• COLLECTED MATERIAL
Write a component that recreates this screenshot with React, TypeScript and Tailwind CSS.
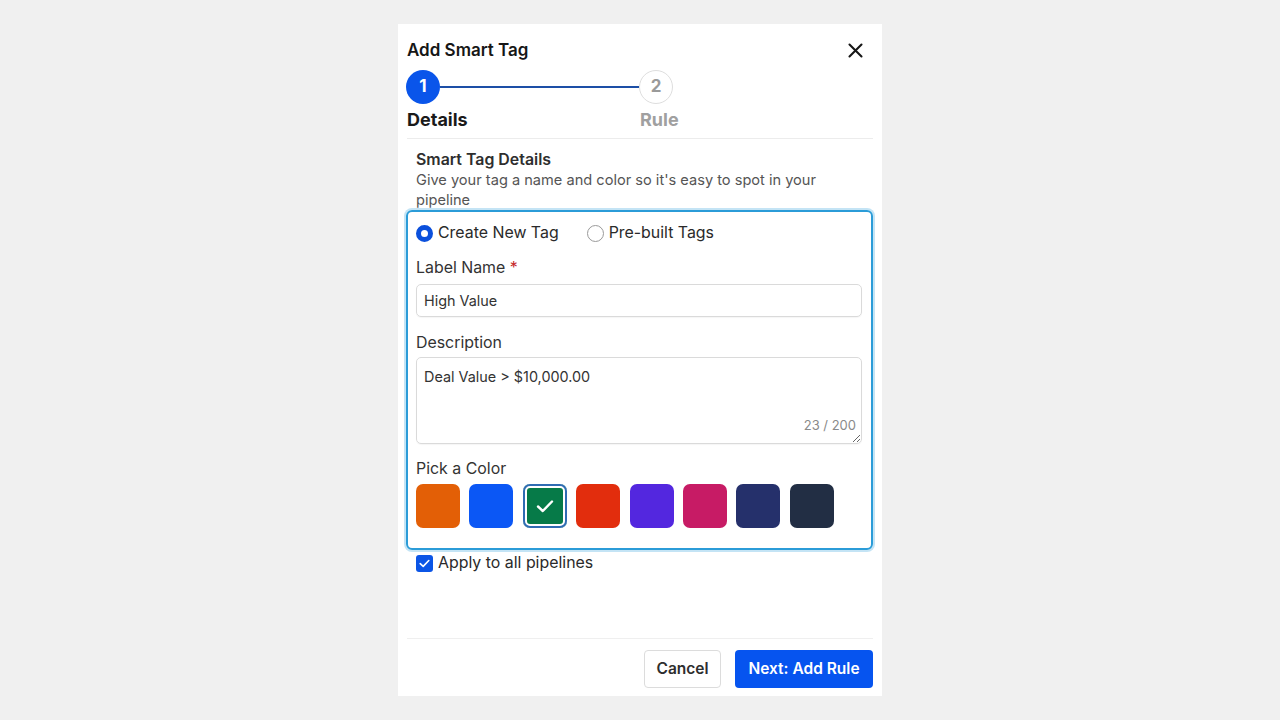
import { useState } from "react";

const swatches = [
  "#e35f06",
  "#0b57f5",
  "#067a48",
  "#e22d0d",
  "#5327df",
  "#c71b65",
  "#25306b",
  "#222e44",
];

export default function App() {
  const [selected, setSelected] = useState(2);
  const [mode, setMode] = useState<"new" | "prebuilt">("new");
  const [applyAll, setApplyAll] = useState(true);

  return (
    <div
      className="min-h-screen bg-[#f0f0f0] flex justify-center pt-[24px]"
      style={{ fontFamily: "Inter, 'Noto Sans', sans-serif" }}
    >
      <div className="w-[484px] h-[672px] bg-white flex flex-col pl-[8px] pr-[9px] pt-[14px] pb-[8px]">
        {/* Header */}
        <div className="flex items-center justify-between pl-px">
          <h2 className="text-[17px] leading-[24px] font-semibold text-[#161616]">
            Add Smart Tag
          </h2>
          <button className="w-[20px] h-[20px] flex items-center justify-center mr-[8px]">
            <svg width="15" height="15" viewBox="0 0 15 15">
              <path
                d="M1.5 1.5 L13.5 13.5 M13.5 1.5 L1.5 13.5"
                stroke="#161616"
                strokeWidth="2.1"
                strokeLinecap="round"
              />
            </svg>
          </button>
        </div>

        {/* Stepper */}
        <div className="flex mt-[8px]">
          <div className="w-[233px] flex flex-col">
            <div className="flex items-center">
              <div className="w-[34px] h-[34px] rounded-full bg-[#0a55ea] flex items-center justify-center text-white text-[17px] font-bold">
                1
              </div>
              <div className="flex-1 h-[2px] bg-[#1d4fa6]" />
            </div>
            <div className="mt-[4px] text-[18px] leading-[24px] font-bold text-[#1a1a1a] pl-px">
              Details
            </div>
          </div>
          <div className="flex flex-col">
            <div className="w-[34px] h-[34px] rounded-full border border-[#dedede] flex items-center justify-center text-[#9a9a9a] text-[17px] font-bold">
              2
            </div>
            <div className="mt-[4px] text-[18px] leading-[24px] font-bold text-[#a0a0a0] pl-px">
              Rule
            </div>
          </div>
        </div>

        <div className="mt-[6px] h-px bg-[#ececec] ml-px" />

        {/* Section intro */}
        <div className="pl-[10px] pt-[11px]">
          <div className="text-[15.9px] leading-[20px] font-semibold text-[#2e2e2e]">
            Smart Tag Details
          </div>
          <p className="text-[14.6px] leading-[20px] text-[#555] pr-[30px]">
            Give your tag a name and color so it's easy to spot in your
            pipeline
          </p>
        </div>

        {/* Fieldset */}
        <div className="border-2 border-[#2b9cd8] rounded-[6px] shadow-[0_0_0_2px_#c4e4f5] pl-[8px] pr-[9px] pt-[11px] pb-[20px]">
          <div className="flex items-center gap-[28px] h-[20px]">
            <label
              className="flex items-center gap-[5px] cursor-pointer"
              onClick={() => setMode("new")}
            >
              <span
                className={
                  mode === "new"
                    ? "w-[17px] h-[17px] rounded-full border-[5px] border-[#0b50dc] bg-white"
                    : "w-[17px] h-[17px] rounded-full border border-[#9a9a9a] bg-white"
                }
              />
              <span className="text-[15.9px] text-[#2a2a2a]">Create New Tag</span>
            </label>
            <label
              className="flex items-center gap-[5px] cursor-pointer"
              onClick={() => setMode("prebuilt")}
            >
              <span
                className={
                  mode === "prebuilt"
                    ? "w-[17px] h-[17px] rounded-full border-[5px] border-[#0b50dc] bg-white"
                    : "w-[17px] h-[17px] rounded-full border border-[#9a9a9a] bg-white"
                }
              />
              <span className="text-[15.9px] text-[#2a2a2a]">Pre-built Tags</span>
            </label>
          </div>

          <div className="mt-[15px] text-[15.9px] leading-[20px] text-[#333]">
            Label Name <span className="text-[#c62828]">*</span>
          </div>
          <input
            className="block mt-[6px] w-full h-[33px] rounded-[5px] border border-[#dadada] shadow-[0_1px_1px_rgba(0,0,0,0.04)] px-[7px] text-[14.4px] text-[#333] outline-none"
            defaultValue="High Value"
          />

          <div className="mt-[16px] text-[15.9px] leading-[20px] text-[#333]">
            Description
          </div>
          <div className="relative mt-[4px]">
            <textarea
              className="block w-full h-[87px] rounded-[5px] border border-[#dadada] shadow-[0_1px_1px_rgba(0,0,0,0.04)] px-[7px] pt-[9px] text-[14.4px] leading-[20px] text-[#333] outline-none"
              defaultValue="Deal Value > $10,000.00"
            />
            <span className="absolute right-[6px] bottom-[9px] text-[13px] text-[#8a8a8a]">
              23 / 200
            </span>
          </div>

          <div className="mt-[15px] text-[15.9px] leading-[20px] text-[#333]">
            Pick a Color
          </div>
          <div className="mt-[5px] flex gap-[9.4px]">
            {swatches.map((c, i) => (
              <button
                key={c}
                onClick={() => setSelected(i)}
                className={
                  i === selected
                    ? "w-[44px] h-[44px] rounded-[7px] flex items-center justify-center shadow-[inset_0_0_0_2px_#2f6cb3,inset_0_0_0_4px_#ffffff]"
                    : "w-[44px] h-[44px] rounded-[7px]"
                }
                style={{ backgroundColor: c }}
              >
                {i === selected && (
                  <svg width="18" height="14" viewBox="0 0 18 14">
                    <path
                      d="M2 7.5 L6.8 12 L16 2.5"
                      stroke="white"
                      strokeWidth="2.4"
                      fill="none"
                      strokeLinecap="round"
                      strokeLinejoin="round"
                    />
                  </svg>
                )}
              </button>
            ))}
          </div>
        </div>

        {/* Apply checkbox */}
        <label
          className="mt-[3px] ml-[10px] flex items-center gap-[5px] h-[20px] cursor-pointer"
          onClick={() => setApplyAll(!applyAll)}
        >
          <span
            className={
              applyAll
                ? "w-[17px] h-[17px] rounded-[3px] bg-[#0b55e6] flex items-center justify-center"
                : "w-[17px] h-[17px] rounded-[3px] border border-[#9a9a9a]"
            }
          >
            {applyAll && (
              <svg width="11" height="9" viewBox="0 0 11 9">
                <path
                  d="M1.2 4.6 L4.2 7.4 L9.8 1.5"
                  stroke="white"
                  strokeWidth="1.6"
                  fill="none"
                  strokeLinecap="round"
                  strokeLinejoin="round"
                />
              </svg>
            )}
          </span>
          <span className="text-[15.9px] text-[#2a2a2a]">Apply to all pipelines</span>
        </label>

        <div className="flex-1" />

        {/* Footer */}
        <div className="h-px bg-[#efefef] ml-px" />
        <div className="flex justify-end gap-[14px] pt-[11px]">
          <button className="w-[77px] h-[38px] rounded-[4px] border border-[#dcdcdc] bg-white text-[15.5px] font-semibold text-[#2e2e2e]">
            Cancel
          </button>
          <button className="w-[138px] h-[38px] rounded-[4px] bg-[#0654ef] text-[15.5px] font-semibold text-white">
            Next: Add Rule
          </button>
        </div>
      </div>
    </div>
  );
}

• EXERCISE INSTRUCTIONS
Repeat the lines exactly as they stand, from the opening line of the data through the line with "const [applyAll, setApplyAll]". Pictures stay out of the copy.

• FINISHED ANSWER
Write a component that recreates this screenshot with React, TypeScript and Tailwind CSS.
import { useState } from "react";

const swatches = [
  "#e35f06",
  "#0b57f5",
  "#067a48",
  "#e22d0d",
  "#5327df",
  "#c71b65",
  "#25306b",
  "#222e44",
];

export default function App() {
  const [selected, setSelected] = useState(2);
  const [mode, setMode] = useState<"new" | "prebuilt">("new");
  const [applyAll, setApplyAll] = useState(true);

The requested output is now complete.